Aim of the exercise> Copy only what lies from the line containing "Recreate this image" through the line containing "MdRefresh, MdStarBorder, MdWarning" in the entries below, keeping both end lines exact and dropping every picture.

Information given>
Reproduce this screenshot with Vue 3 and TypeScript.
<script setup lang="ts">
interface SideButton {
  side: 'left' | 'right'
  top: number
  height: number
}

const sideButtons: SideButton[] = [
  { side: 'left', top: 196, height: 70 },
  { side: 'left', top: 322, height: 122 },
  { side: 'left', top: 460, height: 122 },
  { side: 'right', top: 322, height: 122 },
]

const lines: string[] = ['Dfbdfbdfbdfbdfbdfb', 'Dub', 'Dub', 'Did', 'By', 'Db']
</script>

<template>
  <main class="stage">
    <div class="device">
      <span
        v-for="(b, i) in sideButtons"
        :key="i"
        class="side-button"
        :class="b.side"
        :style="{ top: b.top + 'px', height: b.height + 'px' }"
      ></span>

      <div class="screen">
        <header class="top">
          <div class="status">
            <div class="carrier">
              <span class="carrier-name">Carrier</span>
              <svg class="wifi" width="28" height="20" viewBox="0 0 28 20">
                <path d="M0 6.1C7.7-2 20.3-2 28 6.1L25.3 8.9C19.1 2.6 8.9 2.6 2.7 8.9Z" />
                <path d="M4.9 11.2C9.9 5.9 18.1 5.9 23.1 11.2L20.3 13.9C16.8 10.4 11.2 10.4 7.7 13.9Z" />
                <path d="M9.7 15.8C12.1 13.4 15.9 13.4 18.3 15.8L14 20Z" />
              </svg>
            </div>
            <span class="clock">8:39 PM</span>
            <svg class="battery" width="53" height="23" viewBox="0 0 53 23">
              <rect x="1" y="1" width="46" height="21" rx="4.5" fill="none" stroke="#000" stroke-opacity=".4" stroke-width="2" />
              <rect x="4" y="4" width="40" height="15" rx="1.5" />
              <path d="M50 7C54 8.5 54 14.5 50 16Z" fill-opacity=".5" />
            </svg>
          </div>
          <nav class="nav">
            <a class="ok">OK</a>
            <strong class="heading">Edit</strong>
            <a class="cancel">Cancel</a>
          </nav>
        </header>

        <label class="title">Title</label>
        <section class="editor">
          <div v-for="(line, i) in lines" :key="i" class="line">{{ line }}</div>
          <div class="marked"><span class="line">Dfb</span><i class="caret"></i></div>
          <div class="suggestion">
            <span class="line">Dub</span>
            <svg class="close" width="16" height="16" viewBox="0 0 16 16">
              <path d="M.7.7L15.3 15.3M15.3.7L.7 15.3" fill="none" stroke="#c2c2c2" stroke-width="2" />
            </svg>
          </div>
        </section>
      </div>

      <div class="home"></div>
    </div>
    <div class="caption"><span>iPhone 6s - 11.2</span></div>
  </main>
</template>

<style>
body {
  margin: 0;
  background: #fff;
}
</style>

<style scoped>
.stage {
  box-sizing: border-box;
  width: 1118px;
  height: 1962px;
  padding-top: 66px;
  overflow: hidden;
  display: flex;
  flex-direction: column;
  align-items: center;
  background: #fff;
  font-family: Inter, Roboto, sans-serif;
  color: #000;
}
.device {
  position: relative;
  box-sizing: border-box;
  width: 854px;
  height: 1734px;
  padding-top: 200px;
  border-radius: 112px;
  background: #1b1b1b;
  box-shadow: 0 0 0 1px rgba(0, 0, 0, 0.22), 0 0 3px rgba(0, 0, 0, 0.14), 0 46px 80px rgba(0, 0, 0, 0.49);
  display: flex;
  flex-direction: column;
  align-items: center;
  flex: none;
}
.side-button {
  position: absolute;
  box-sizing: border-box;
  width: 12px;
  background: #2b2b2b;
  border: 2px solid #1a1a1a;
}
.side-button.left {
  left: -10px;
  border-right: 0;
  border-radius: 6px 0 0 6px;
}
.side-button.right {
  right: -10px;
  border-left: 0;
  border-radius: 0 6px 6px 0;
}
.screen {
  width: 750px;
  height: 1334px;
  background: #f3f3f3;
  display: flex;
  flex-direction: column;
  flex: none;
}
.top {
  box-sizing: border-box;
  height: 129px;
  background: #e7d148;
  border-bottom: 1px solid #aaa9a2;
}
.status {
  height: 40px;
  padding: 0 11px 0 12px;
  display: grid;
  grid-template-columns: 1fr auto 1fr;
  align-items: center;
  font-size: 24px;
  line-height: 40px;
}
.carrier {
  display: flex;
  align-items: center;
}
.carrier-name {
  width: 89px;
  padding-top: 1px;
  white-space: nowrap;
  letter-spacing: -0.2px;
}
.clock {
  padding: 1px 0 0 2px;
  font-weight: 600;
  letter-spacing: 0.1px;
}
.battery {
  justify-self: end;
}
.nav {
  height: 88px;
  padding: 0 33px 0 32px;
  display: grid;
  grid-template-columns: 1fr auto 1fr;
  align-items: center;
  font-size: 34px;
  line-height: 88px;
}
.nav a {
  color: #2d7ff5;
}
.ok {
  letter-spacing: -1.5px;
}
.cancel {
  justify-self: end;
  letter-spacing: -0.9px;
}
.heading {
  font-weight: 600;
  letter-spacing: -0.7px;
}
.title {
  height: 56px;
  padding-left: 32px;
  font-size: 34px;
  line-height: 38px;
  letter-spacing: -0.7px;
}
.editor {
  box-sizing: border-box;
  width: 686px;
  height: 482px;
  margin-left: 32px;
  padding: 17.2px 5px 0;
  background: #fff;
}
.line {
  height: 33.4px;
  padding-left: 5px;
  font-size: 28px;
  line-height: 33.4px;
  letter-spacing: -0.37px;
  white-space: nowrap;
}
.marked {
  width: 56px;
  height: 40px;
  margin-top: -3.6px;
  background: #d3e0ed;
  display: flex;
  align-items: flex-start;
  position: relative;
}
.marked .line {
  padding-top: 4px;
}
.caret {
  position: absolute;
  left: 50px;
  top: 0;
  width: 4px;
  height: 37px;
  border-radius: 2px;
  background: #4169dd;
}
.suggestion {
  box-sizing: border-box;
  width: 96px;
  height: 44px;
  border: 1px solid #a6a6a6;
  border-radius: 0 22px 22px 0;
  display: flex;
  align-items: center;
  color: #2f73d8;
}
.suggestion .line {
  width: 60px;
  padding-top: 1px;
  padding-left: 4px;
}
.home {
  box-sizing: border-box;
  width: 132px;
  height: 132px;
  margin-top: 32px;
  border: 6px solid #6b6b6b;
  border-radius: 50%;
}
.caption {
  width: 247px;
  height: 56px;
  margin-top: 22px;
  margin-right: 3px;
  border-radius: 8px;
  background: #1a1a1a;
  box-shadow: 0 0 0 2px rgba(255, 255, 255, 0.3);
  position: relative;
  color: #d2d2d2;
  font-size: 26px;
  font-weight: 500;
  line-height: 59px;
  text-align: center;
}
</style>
---
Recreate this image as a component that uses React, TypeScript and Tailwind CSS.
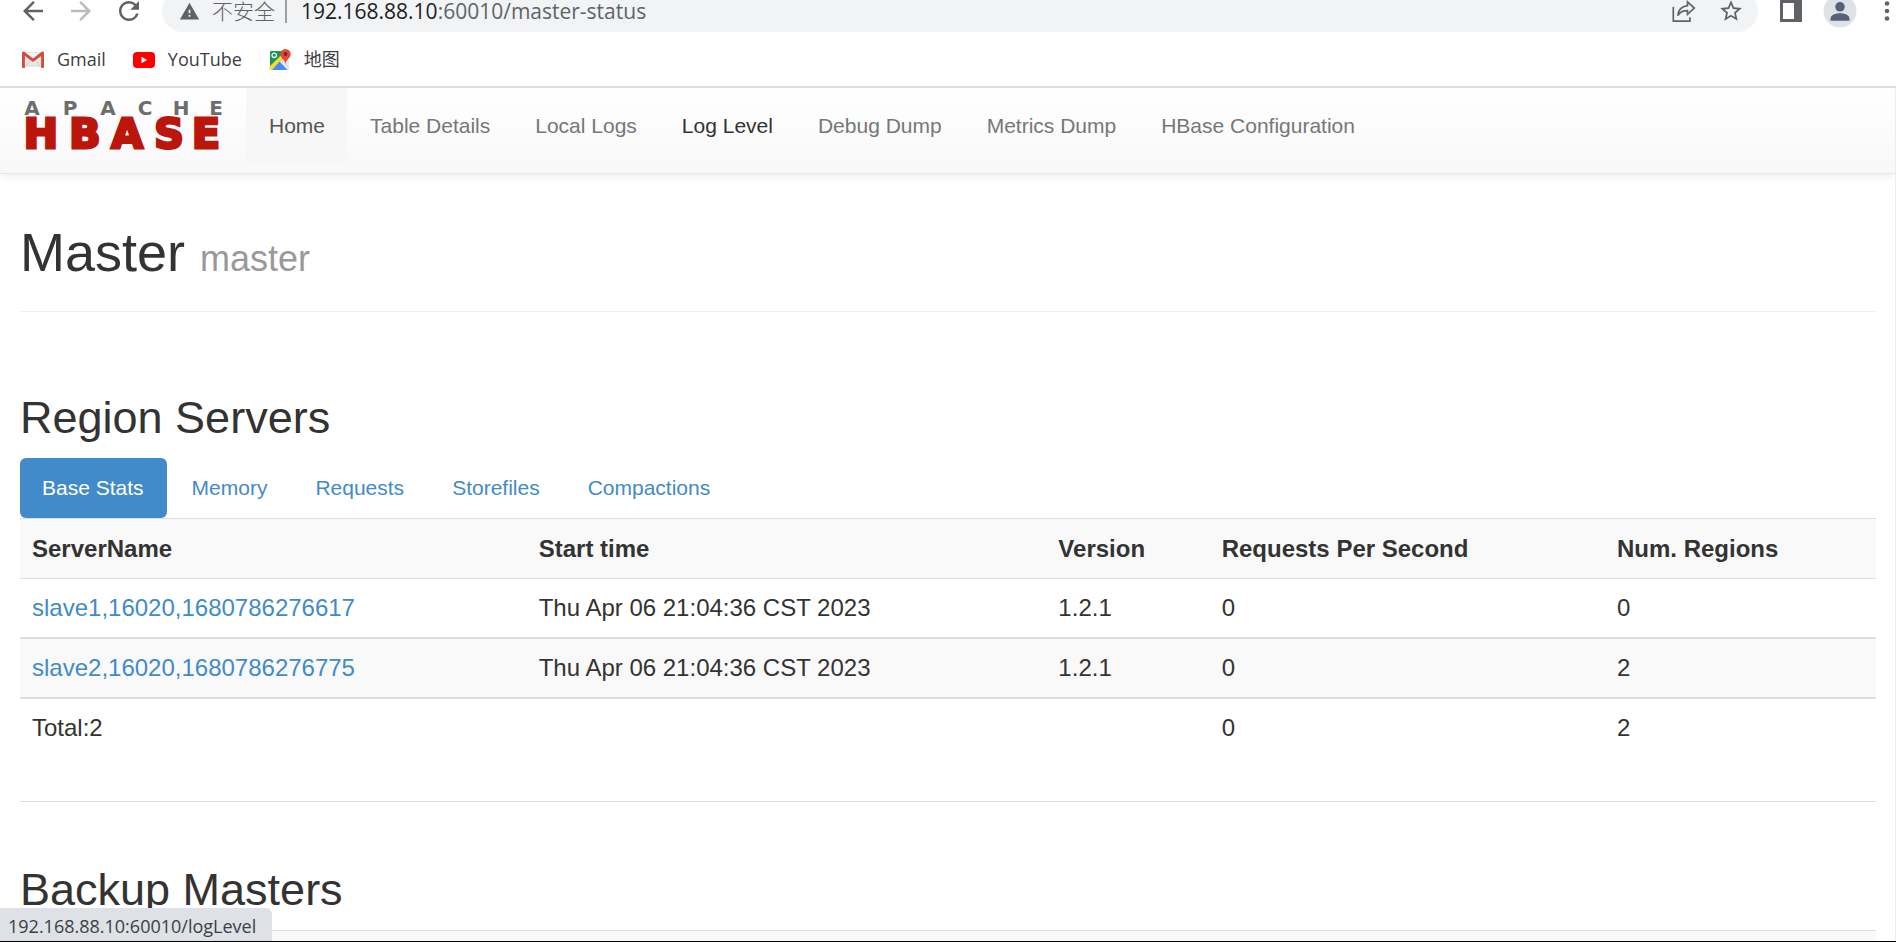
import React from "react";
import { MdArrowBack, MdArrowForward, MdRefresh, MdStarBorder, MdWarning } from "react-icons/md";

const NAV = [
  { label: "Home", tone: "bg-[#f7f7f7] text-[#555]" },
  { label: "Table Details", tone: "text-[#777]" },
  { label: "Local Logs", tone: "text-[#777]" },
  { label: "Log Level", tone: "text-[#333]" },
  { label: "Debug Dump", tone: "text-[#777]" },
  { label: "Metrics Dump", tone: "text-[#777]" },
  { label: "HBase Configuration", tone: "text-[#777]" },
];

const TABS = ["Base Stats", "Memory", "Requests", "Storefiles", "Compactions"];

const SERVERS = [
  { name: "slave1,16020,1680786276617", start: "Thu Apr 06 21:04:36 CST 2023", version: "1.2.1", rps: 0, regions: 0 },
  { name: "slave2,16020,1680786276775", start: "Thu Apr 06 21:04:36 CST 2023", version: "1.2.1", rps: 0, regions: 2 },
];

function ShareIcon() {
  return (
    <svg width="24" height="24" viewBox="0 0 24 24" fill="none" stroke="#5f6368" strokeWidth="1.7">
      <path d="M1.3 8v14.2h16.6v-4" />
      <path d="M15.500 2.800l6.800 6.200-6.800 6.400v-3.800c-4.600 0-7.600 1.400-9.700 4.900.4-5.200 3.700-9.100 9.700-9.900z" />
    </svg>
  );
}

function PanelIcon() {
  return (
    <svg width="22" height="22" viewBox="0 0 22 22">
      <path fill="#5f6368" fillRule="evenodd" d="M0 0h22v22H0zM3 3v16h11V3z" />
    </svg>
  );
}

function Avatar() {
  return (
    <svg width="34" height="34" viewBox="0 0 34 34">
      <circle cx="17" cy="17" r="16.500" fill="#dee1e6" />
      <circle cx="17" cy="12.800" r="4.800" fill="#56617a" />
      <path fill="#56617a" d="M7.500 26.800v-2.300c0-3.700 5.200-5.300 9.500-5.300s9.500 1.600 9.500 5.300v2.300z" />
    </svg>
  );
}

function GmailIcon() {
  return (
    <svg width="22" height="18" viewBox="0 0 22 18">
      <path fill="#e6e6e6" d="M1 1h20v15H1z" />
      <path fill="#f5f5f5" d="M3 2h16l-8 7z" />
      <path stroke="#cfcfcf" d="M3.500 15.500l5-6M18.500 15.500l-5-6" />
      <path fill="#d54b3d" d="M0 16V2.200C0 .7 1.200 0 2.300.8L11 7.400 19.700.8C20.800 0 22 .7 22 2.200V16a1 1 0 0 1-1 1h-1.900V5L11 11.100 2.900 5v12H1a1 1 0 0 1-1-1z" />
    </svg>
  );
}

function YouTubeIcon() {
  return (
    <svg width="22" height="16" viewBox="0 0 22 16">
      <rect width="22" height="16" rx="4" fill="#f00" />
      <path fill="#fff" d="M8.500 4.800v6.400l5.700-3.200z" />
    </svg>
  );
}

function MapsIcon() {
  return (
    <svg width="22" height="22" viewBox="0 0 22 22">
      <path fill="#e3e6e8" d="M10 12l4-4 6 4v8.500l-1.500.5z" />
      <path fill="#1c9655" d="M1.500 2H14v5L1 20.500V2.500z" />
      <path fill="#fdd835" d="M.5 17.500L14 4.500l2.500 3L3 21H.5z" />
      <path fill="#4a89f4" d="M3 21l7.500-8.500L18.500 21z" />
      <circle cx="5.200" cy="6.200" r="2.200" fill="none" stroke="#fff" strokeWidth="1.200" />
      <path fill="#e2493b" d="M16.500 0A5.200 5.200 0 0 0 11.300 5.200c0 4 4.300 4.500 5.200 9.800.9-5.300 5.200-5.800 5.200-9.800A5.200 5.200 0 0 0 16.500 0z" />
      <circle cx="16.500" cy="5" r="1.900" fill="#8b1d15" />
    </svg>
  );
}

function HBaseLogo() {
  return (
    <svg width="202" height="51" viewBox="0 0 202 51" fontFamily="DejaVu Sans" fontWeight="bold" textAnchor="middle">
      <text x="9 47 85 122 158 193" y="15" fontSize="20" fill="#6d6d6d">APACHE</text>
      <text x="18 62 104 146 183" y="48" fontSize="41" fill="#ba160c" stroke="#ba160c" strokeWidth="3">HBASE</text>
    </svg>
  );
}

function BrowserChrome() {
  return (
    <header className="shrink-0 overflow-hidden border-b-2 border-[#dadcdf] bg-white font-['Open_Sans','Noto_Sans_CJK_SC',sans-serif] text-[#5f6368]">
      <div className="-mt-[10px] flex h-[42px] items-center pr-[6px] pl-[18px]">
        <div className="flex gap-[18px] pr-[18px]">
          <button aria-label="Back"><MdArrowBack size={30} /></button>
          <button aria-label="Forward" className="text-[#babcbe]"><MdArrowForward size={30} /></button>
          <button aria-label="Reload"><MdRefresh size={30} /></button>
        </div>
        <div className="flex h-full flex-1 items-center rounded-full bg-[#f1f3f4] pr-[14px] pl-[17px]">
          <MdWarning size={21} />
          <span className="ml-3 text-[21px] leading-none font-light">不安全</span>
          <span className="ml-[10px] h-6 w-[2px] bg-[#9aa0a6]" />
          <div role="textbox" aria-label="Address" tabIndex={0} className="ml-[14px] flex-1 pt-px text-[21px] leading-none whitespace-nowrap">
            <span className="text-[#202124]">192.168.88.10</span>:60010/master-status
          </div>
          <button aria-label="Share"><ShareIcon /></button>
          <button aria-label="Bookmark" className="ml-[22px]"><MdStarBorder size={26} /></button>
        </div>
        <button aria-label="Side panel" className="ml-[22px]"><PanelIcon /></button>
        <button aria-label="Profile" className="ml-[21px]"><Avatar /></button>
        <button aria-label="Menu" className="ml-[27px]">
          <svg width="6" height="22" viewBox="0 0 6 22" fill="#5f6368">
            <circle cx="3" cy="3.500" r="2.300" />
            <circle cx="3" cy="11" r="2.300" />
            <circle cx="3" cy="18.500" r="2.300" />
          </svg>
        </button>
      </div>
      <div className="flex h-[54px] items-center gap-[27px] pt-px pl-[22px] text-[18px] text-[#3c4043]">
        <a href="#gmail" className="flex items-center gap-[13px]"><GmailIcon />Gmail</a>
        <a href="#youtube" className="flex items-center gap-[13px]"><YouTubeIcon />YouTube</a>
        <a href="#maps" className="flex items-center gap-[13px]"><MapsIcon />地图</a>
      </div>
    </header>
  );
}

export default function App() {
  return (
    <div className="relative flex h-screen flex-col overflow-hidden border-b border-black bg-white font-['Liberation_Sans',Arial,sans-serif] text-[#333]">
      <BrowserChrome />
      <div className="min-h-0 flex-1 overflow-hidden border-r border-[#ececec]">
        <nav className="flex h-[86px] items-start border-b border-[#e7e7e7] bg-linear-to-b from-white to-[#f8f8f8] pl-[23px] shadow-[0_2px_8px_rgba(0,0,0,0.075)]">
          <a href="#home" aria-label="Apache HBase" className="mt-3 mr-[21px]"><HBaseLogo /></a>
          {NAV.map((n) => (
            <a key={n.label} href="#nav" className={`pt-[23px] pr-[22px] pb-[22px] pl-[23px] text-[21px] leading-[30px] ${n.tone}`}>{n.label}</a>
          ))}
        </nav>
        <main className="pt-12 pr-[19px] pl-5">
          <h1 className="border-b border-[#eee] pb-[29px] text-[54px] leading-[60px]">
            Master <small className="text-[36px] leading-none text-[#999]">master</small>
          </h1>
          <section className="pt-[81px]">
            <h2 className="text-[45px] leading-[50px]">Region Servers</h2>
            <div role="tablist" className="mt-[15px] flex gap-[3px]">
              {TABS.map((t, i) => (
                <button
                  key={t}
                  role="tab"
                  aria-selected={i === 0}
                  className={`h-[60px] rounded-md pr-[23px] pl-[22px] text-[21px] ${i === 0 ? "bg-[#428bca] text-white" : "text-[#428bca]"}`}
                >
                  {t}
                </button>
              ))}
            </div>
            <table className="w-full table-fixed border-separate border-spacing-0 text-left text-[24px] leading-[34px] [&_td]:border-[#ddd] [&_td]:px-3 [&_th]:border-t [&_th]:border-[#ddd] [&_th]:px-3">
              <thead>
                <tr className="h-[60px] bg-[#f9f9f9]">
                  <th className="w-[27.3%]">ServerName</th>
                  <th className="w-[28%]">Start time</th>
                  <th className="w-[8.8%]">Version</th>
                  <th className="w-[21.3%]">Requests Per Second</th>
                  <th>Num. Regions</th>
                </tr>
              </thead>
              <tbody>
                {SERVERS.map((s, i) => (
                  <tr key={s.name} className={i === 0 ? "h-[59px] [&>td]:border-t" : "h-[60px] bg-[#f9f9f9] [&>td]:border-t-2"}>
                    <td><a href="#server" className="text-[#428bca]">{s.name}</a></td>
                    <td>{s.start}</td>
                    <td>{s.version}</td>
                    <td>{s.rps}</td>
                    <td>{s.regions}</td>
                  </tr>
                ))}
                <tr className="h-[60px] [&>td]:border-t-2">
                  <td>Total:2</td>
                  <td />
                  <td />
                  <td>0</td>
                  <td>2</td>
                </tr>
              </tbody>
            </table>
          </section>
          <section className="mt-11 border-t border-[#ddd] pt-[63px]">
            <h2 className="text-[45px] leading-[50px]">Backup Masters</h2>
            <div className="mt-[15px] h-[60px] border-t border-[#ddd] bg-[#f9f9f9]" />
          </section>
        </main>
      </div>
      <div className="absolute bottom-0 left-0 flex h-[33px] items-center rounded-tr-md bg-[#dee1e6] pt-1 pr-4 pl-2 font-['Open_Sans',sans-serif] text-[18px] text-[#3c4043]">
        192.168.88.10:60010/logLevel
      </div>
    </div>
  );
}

Response for this exercise>
Recreate this image as a component that uses React, TypeScript and Tailwind CSS.
import React from "react";
import { MdArrowBack, MdArrowForward, MdRefresh, MdStarBorder, MdWarning } from "react-icons/md";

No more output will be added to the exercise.